#### [Direction]
Wherever a line below holds the word "styles", copy that line.

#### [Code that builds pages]
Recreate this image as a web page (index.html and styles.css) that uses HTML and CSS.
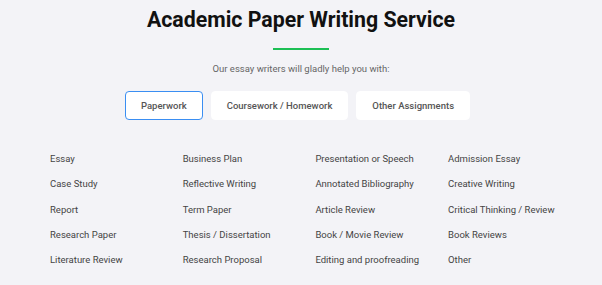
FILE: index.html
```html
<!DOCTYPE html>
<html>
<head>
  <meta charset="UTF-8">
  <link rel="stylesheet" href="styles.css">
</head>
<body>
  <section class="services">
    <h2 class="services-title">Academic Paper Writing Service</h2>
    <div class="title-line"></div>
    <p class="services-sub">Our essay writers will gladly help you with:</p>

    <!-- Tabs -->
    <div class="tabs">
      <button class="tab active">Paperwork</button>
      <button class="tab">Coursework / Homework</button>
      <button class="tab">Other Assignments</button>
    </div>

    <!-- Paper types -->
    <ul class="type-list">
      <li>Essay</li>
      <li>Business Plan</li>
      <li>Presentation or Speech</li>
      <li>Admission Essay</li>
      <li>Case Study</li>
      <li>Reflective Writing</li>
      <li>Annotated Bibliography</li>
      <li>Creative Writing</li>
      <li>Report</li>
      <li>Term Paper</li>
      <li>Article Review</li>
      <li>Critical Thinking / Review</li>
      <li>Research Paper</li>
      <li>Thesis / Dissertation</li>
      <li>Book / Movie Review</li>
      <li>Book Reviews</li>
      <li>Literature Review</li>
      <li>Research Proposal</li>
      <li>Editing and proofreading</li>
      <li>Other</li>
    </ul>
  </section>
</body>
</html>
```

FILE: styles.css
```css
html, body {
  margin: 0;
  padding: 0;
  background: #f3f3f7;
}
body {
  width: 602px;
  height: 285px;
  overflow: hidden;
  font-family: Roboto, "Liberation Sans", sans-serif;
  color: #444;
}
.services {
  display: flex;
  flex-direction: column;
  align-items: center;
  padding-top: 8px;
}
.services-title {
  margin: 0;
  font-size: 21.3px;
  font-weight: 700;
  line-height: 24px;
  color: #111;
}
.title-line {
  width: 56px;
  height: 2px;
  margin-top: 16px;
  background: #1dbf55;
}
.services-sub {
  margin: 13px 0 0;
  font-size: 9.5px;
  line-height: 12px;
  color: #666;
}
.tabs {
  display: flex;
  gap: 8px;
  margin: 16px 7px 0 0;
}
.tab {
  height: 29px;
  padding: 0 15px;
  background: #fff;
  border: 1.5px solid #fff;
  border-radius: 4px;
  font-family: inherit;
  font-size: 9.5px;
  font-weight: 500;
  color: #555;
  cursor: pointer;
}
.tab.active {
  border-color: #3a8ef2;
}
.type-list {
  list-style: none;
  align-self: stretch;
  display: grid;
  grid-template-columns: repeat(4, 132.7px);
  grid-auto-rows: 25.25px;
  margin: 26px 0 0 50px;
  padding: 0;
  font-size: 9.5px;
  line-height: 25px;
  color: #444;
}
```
--
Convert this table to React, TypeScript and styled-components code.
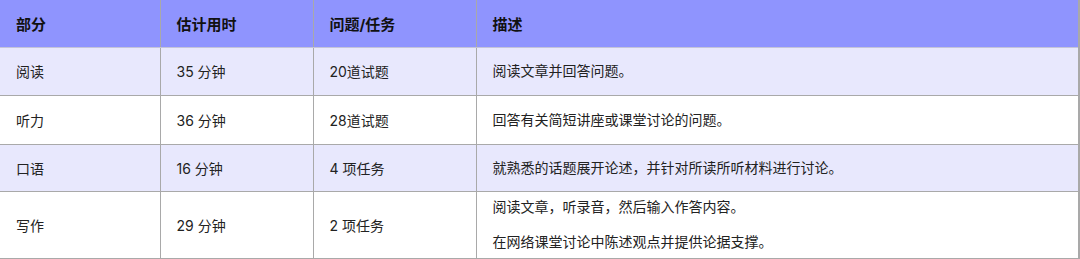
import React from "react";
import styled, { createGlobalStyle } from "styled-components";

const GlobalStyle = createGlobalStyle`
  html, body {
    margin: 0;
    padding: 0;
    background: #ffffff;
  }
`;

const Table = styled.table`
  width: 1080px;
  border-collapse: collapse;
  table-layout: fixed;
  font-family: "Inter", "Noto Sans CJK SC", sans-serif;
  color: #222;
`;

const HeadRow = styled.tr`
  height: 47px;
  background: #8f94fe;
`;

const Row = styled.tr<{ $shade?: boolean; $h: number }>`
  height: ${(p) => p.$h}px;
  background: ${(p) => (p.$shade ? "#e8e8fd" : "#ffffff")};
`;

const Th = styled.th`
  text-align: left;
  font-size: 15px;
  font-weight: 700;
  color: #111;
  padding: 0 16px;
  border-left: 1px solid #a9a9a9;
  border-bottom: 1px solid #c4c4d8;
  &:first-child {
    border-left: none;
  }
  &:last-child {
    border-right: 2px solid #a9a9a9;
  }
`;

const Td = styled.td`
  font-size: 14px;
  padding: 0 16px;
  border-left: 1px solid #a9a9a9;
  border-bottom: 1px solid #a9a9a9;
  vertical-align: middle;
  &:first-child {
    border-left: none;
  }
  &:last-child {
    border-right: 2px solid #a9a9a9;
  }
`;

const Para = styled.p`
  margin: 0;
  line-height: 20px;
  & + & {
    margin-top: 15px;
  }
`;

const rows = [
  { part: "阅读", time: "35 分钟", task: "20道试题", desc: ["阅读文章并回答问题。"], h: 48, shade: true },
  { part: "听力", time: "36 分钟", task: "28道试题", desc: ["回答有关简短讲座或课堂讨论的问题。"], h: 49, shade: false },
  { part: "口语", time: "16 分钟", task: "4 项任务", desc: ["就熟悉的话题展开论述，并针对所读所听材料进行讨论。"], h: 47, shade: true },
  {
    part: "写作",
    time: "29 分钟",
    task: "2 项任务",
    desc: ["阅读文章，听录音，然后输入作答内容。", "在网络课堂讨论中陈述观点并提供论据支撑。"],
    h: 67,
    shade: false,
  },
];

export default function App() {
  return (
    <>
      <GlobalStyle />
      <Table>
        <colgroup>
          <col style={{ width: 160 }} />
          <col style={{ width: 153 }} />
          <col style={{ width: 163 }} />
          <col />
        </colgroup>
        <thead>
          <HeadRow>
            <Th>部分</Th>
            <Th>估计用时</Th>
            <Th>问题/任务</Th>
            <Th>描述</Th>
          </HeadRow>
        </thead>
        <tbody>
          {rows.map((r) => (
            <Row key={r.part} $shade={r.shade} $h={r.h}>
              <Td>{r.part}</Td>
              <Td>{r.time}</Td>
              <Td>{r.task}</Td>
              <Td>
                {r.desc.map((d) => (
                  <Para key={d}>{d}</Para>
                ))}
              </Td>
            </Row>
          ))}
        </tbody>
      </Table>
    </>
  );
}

#### [Problem solution]
Recreate this image as a web page (index.html and styles.css) that uses HTML and CSS.
  <link rel="stylesheet" href="styles.css">
FILE: styles.css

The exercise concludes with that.